_EXERCISE TASK:_ Copy the data that follows, character for character, minus the pictures.

_MATERIAL PROVIDED:_
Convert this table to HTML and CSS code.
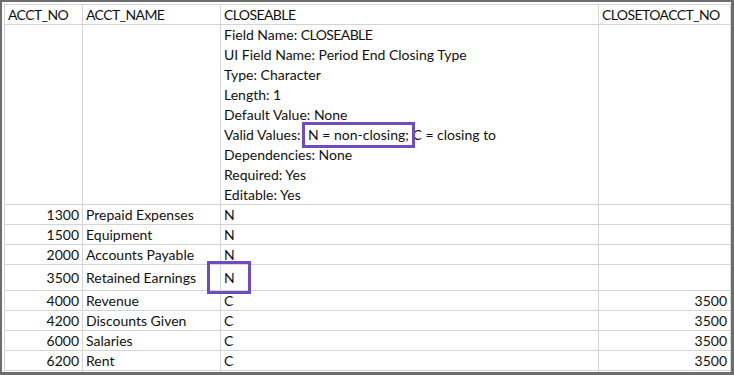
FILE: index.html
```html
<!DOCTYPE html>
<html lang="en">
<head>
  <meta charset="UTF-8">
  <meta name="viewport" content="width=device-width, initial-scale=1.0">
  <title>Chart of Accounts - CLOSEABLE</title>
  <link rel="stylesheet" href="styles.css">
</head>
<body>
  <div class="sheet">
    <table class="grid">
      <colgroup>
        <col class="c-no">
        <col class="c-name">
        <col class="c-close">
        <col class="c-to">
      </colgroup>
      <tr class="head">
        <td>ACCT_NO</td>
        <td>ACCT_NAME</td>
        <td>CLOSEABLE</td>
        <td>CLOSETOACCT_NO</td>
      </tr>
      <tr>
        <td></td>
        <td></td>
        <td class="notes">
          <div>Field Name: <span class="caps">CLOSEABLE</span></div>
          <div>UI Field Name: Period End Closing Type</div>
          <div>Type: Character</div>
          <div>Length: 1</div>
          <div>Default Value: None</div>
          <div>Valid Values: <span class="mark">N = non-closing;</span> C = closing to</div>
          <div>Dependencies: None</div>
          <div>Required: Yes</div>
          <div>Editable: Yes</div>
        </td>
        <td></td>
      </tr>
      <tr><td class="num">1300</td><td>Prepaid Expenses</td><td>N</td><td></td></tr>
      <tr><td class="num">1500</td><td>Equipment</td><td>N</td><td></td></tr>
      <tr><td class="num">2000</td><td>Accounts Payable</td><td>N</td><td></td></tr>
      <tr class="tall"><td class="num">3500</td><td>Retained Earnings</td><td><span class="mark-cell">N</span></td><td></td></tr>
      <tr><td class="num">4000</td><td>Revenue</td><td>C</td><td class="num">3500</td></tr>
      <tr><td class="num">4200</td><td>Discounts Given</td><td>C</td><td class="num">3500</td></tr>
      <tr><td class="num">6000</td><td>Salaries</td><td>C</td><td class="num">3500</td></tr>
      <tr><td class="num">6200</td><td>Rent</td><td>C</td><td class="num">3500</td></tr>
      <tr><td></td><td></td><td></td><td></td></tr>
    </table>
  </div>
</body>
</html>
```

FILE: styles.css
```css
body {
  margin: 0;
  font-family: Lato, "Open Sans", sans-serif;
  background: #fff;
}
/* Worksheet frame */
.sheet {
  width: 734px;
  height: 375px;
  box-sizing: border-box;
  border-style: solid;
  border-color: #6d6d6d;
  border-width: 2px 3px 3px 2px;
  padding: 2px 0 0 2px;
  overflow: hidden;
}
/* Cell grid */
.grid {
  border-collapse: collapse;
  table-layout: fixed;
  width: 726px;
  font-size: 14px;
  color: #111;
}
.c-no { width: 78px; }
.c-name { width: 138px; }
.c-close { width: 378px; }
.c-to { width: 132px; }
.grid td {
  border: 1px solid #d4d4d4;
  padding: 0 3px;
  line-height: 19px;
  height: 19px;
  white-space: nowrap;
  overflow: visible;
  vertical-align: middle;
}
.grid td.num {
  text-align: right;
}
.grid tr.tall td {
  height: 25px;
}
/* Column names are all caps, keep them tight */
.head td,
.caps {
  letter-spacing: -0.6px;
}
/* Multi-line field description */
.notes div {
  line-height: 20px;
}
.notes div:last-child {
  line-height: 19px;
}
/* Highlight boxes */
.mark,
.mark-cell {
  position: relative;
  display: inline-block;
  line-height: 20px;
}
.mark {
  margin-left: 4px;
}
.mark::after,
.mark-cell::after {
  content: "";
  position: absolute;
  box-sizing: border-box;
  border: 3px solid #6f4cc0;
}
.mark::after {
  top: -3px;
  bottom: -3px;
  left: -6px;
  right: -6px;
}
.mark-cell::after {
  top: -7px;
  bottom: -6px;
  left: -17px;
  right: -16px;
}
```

_WRITTEN REPLY:_
Convert this table to HTML and CSS code.
FILE: index.html
```html
<!DOCTYPE html>
<html lang="en">
<head>
  <meta charset="UTF-8">
  <meta name="viewport" content="width=device-width, initial-scale=1.0">
  <title>Chart of Accounts - CLOSEABLE</title>
  <link rel="stylesheet" href="styles.css">
</head>
<body>
  <div class="sheet">
    <table class="grid">
      <colgroup>
        <col class="c-no">
        <col class="c-name">
        <col class="c-close">
        <col class="c-to">
      </colgroup>
      <tr class="head">
        <td>ACCT_NO</td>
        <td>ACCT_NAME</td>
        <td>CLOSEABLE</td>
        <td>CLOSETOACCT_NO</td>
      </tr>
      <tr>
        <td></td>
        <td></td>
        <td class="notes">
          <div>Field Name: <span class="caps">CLOSEABLE</span></div>
          <div>UI Field Name: Period End Closing Type</div>
          <div>Type: Character</div>
          <div>Length: 1</div>
          <div>Default Value: None</div>
          <div>Valid Values: <span class="mark">N = non-closing;</span> C = closing to</div>
          <div>Dependencies: None</div>
          <div>Required: Yes</div>
          <div>Editable: Yes</div>
        </td>
        <td></td>
      </tr>
      <tr><td class="num">1300</td><td>Prepaid Expenses</td><td>N</td><td></td></tr>
      <tr><td class="num">1500</td><td>Equipment</td><td>N</td><td></td></tr>
      <tr><td class="num">2000</td><td>Accounts Payable</td><td>N</td><td></td></tr>
      <tr class="tall"><td class="num">3500</td><td>Retained Earnings</td><td><span class="mark-cell">N</span></td><td></td></tr>
      <tr><td class="num">4000</td><td>Revenue</td><td>C</td><td class="num">3500</td></tr>
      <tr><td class="num">4200</td><td>Discounts Given</td><td>C</td><td class="num">3500</td></tr>
      <tr><td class="num">6000</td><td>Salaries</td><td>C</td><td class="num">3500</td></tr>
      <tr><td class="num">6200</td><td>Rent</td><td>C</td><td class="num">3500</td></tr>
      <tr><td></td><td></td><td></td><td></td></tr>
    </table>
  </div>
</body>
</html>
```

FILE: styles.css
```css
body {
  margin: 0;
  font-family: Lato, "Open Sans", sans-serif;
  background: #fff;
}
/* Worksheet frame */
.sheet {
  width: 734px;
  height: 375px;
  box-sizing: border-box;
  border-style: solid;
  border-color: #6d6d6d;
  border-width: 2px 3px 3px 2px;
  padding: 2px 0 0 2px;
  overflow: hidden;
}
/* Cell grid */
.grid {
  border-collapse: collapse;
  table-layout: fixed;
  width: 726px;
  font-size: 14px;
  color: #111;
}
.c-no { width: 78px; }
.c-name { width: 138px; }
.c-close { width: 378px; }
.c-to { width: 132px; }
.grid td {
  border: 1px solid #d4d4d4;
  padding: 0 3px;
  line-height: 19px;
  height: 19px;
  white-space: nowrap;
  overflow: visible;
  vertical-align: middle;
}
.grid td.num {
  text-align: right;
}
.grid tr.tall td {
  height: 25px;
}
/* Column names are all caps, keep them tight */
.head td,
.caps {
  letter-spacing: -0.6px;
}
/* Multi-line field description */
.notes div {
  line-height: 20px;
}
.notes div:last-child {
  line-height: 19px;
}
/* Highlight boxes */
.mark,
.mark-cell {
  position: relative;
  display: inline-block;
  line-height: 20px;
}
.mark {
  margin-left: 4px;
}
.mark::after,
.mark-cell::after {
  content: "";
  position: absolute;
  box-sizing: border-box;
  border: 3px solid #6f4cc0;
}
.mark::after {
  top: -3px;
  bottom: -3px;
  left: -6px;
  right: -6px;
}
.mark-cell::after {
  top: -7px;
  bottom: -6px;
  left: -17px;
  right: -16px;
}
```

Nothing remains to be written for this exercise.